**Exercise requirements**
Don't copy the pictures; return every other part of the records exactly.

_____

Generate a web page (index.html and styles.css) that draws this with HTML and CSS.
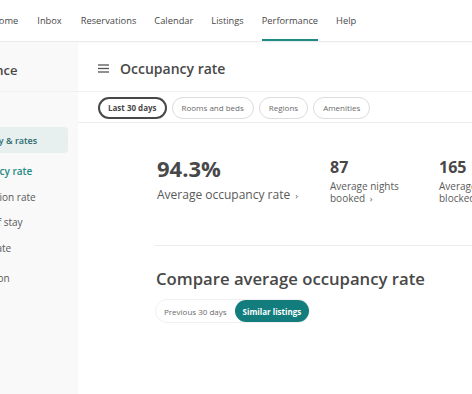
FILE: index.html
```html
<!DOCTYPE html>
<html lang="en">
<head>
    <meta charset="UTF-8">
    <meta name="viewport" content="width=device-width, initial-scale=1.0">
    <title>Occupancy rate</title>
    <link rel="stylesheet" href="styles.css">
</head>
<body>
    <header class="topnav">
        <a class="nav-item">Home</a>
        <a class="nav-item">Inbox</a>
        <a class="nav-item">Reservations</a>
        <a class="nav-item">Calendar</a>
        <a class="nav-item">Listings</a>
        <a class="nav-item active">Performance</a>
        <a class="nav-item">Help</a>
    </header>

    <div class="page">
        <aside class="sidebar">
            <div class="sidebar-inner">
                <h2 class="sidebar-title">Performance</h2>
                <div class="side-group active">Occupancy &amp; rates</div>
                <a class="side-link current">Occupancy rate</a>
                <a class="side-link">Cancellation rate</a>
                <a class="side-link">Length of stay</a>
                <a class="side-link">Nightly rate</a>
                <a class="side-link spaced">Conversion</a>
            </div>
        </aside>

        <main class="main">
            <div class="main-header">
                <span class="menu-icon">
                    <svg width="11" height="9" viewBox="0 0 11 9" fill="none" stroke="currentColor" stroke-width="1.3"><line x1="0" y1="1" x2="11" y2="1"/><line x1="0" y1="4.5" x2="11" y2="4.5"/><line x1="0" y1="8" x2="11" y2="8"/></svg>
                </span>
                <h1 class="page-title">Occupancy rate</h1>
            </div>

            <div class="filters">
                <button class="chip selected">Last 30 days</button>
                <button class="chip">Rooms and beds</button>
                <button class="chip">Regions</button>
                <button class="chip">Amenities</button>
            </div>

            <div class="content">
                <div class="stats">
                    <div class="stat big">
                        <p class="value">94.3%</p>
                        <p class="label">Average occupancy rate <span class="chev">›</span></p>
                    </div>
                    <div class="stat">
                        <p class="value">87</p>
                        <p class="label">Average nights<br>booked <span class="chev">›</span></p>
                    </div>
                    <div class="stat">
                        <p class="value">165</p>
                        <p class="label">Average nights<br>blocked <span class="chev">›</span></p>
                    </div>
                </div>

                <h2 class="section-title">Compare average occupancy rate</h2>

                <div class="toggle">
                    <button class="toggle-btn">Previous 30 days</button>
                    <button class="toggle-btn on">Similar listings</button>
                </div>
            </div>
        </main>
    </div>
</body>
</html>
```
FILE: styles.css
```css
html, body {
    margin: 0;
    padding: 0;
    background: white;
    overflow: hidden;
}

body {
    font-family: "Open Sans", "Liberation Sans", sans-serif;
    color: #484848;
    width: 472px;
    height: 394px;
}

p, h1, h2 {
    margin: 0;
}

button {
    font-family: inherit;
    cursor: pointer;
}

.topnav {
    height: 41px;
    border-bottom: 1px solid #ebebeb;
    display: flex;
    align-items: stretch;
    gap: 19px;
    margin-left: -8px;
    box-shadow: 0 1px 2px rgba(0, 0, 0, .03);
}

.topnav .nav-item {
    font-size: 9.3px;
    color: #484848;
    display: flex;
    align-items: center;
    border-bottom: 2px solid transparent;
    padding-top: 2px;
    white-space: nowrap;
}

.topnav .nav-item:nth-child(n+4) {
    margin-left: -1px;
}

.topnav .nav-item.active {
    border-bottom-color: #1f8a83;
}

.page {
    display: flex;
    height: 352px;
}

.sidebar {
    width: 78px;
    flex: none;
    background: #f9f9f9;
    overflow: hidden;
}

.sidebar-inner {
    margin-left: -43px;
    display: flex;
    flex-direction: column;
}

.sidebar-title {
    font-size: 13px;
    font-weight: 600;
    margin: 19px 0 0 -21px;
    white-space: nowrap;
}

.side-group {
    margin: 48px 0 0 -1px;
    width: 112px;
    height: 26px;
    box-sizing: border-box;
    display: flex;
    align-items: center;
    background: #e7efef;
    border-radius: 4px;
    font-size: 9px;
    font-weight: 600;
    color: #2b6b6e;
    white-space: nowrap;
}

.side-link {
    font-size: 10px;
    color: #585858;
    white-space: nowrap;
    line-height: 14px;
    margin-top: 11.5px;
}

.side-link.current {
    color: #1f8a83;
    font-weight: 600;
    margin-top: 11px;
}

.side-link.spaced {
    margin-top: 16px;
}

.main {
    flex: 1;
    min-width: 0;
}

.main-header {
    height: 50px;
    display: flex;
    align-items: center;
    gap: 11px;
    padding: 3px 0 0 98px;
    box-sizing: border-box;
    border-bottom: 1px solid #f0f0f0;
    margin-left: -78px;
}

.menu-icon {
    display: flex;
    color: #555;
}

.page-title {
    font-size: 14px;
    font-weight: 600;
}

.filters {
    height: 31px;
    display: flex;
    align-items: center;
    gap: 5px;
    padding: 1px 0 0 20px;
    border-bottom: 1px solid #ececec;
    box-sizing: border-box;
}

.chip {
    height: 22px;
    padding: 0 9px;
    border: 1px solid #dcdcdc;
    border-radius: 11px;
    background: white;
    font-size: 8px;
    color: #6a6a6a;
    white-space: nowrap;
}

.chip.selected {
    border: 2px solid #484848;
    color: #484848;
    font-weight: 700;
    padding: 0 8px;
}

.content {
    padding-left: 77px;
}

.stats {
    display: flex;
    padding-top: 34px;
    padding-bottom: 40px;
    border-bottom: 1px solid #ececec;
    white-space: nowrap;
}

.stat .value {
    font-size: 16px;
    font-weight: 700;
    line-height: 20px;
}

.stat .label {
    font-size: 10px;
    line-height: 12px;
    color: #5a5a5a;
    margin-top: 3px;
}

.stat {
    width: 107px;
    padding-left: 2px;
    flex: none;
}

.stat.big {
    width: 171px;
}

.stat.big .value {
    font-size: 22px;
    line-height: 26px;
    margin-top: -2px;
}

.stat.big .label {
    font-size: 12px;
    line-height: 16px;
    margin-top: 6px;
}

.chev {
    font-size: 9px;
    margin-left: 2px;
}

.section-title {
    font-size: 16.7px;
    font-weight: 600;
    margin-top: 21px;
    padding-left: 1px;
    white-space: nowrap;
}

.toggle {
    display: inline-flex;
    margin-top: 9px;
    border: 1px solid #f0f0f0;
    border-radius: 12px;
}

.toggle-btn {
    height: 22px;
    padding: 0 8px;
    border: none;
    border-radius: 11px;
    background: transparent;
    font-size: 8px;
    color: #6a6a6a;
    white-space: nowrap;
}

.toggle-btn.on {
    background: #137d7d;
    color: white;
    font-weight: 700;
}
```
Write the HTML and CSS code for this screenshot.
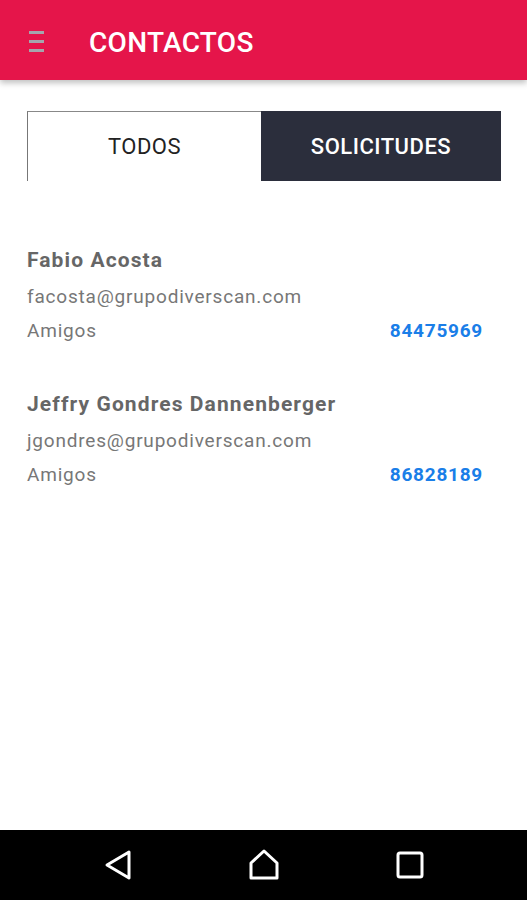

_____

**Correct response**
Generate a web page (index.html and styles.css) that draws this with HTML and CSS.
FILE: index.html
```html
<!DOCTYPE html>
<html lang="en">
<head>
    <meta charset="UTF-8">
    <meta name="viewport" content="width=device-width, initial-scale=1.0">
    <title>Occupancy rate</title>
    <link rel="stylesheet" href="styles.css">
</head>
<body>
    <header class="topnav">
        <a class="nav-item">Home</a>
        <a class="nav-item">Inbox</a>
        <a class="nav-item">Reservations</a>
        <a class="nav-item">Calendar</a>
        <a class="nav-item">Listings</a>
        <a class="nav-item active">Performance</a>
        <a class="nav-item">Help</a>
    </header>

    <div class="page">
        <aside class="sidebar">
            <div class="sidebar-inner">
                <h2 class="sidebar-title">Performance</h2>
                <div class="side-group active">Occupancy &amp; rates</div>
                <a class="side-link current">Occupancy rate</a>
                <a class="side-link">Cancellation rate</a>
                <a class="side-link">Length of stay</a>
                <a class="side-link">Nightly rate</a>
                <a class="side-link spaced">Conversion</a>
            </div>
        </aside>

        <main class="main">
            <div class="main-header">
                <span class="menu-icon">
                    <svg width="11" height="9" viewBox="0 0 11 9" fill="none" stroke="currentColor" stroke-width="1.3"><line x1="0" y1="1" x2="11" y2="1"/><line x1="0" y1="4.5" x2="11" y2="4.5"/><line x1="0" y1="8" x2="11" y2="8"/></svg>
                </span>
                <h1 class="page-title">Occupancy rate</h1>
            </div>

            <div class="filters">
                <button class="chip selected">Last 30 days</button>
                <button class="chip">Rooms and beds</button>
                <button class="chip">Regions</button>
                <button class="chip">Amenities</button>
            </div>

            <div class="content">
                <div class="stats">
                    <div class="stat big">
                        <p class="value">94.3%</p>
                        <p class="label">Average occupancy rate <span class="chev">›</span></p>
                    </div>
                    <div class="stat">
                        <p class="value">87</p>
                        <p class="label">Average nights<br>booked <span class="chev">›</span></p>
                    </div>
                    <div class="stat">
                        <p class="value">165</p>
                        <p class="label">Average nights<br>blocked <span class="chev">›</span></p>
                    </div>
                </div>

                <h2 class="section-title">Compare average occupancy rate</h2>

                <div class="toggle">
                    <button class="toggle-btn">Previous 30 days</button>
                    <button class="toggle-btn on">Similar listings</button>
                </div>
            </div>
        </main>
    </div>
</body>
</html>
```
FILE: styles.css
```css
html, body {
    margin: 0;
    padding: 0;
    background: white;
    overflow: hidden;
}

body {
    font-family: "Open Sans", "Liberation Sans", sans-serif;
    color: #484848;
    width: 472px;
    height: 394px;
}

p, h1, h2 {
    margin: 0;
}

button {
    font-family: inherit;
    cursor: pointer;
}

.topnav {
    height: 41px;
    border-bottom: 1px solid #ebebeb;
    display: flex;
    align-items: stretch;
    gap: 19px;
    margin-left: -8px;
    box-shadow: 0 1px 2px rgba(0, 0, 0, .03);
}

.topnav .nav-item {
    font-size: 9.3px;
    color: #484848;
    display: flex;
    align-items: center;
    border-bottom: 2px solid transparent;
    padding-top: 2px;
    white-space: nowrap;
}

.topnav .nav-item:nth-child(n+4) {
    margin-left: -1px;
}

.topnav .nav-item.active {
    border-bottom-color: #1f8a83;
}

.page {
    display: flex;
    height: 352px;
}

.sidebar {
    width: 78px;
    flex: none;
    background: #f9f9f9;
    overflow: hidden;
}

.sidebar-inner {
    margin-left: -43px;
    display: flex;
    flex-direction: column;
}

.sidebar-title {
    font-size: 13px;
    font-weight: 600;
    margin: 19px 0 0 -21px;
    white-space: nowrap;
}

.side-group {
    margin: 48px 0 0 -1px;
    width: 112px;
    height: 26px;
    box-sizing: border-box;
    display: flex;
    align-items: center;
    background: #e7efef;
    border-radius: 4px;
    font-size: 9px;
    font-weight: 600;
    color: #2b6b6e;
    white-space: nowrap;
}

.side-link {
    font-size: 10px;
    color: #585858;
    white-space: nowrap;
    line-height: 14px;
    margin-top: 11.5px;
}

.side-link.current {
    color: #1f8a83;
    font-weight: 600;
    margin-top: 11px;
}

.side-link.spaced {
    margin-top: 16px;
}

.main {
    flex: 1;
    min-width: 0;
}

.main-header {
    height: 50px;
    display: flex;
    align-items: center;
    gap: 11px;
    padding: 3px 0 0 98px;
    box-sizing: border-box;
    border-bottom: 1px solid #f0f0f0;
    margin-left: -78px;
}

.menu-icon {
    display: flex;
    color: #555;
}

.page-title {
    font-size: 14px;
    font-weight: 600;
}

.filters {
    height: 31px;
    display: flex;
    align-items: center;
    gap: 5px;
    padding: 1px 0 0 20px;
    border-bottom: 1px solid #ececec;
    box-sizing: border-box;
}

.chip {
    height: 22px;
    padding: 0 9px;
    border: 1px solid #dcdcdc;
    border-radius: 11px;
    background: white;
    font-size: 8px;
    color: #6a6a6a;
    white-space: nowrap;
}

.chip.selected {
    border: 2px solid #484848;
    color: #484848;
    font-weight: 700;
    padding: 0 8px;
}

.content {
    padding-left: 77px;
}

.stats {
    display: flex;
    padding-top: 34px;
    padding-bottom: 40px;
    border-bottom: 1px solid #ececec;
    white-space: nowrap;
}

.stat .value {
    font-size: 16px;
    font-weight: 700;
    line-height: 20px;
}

.stat .label {
    font-size: 10px;
    line-height: 12px;
    color: #5a5a5a;
    margin-top: 3px;
}

.stat {
    width: 107px;
    padding-left: 2px;
    flex: none;
}

.stat.big {
    width: 171px;
}

.stat.big .value {
    font-size: 22px;
    line-height: 26px;
    margin-top: -2px;
}

.stat.big .label {
    font-size: 12px;
    line-height: 16px;
    margin-top: 6px;
}

.chev {
    font-size: 9px;
    margin-left: 2px;
}

.section-title {
    font-size: 16.7px;
    font-weight: 600;
    margin-top: 21px;
    padding-left: 1px;
    white-space: nowrap;
}

.toggle {
    display: inline-flex;
    margin-top: 9px;
    border: 1px solid #f0f0f0;
    border-radius: 12px;
}

.toggle-btn {
    height: 22px;
    padding: 0 8px;
    border: none;
    border-radius: 11px;
    background: transparent;
    font-size: 8px;
    color: #6a6a6a;
    white-space: nowrap;
}

.toggle-btn.on {
    background: #137d7d;
    color: white;
    font-weight: 700;
}
```
Write the HTML and CSS code for this screenshot.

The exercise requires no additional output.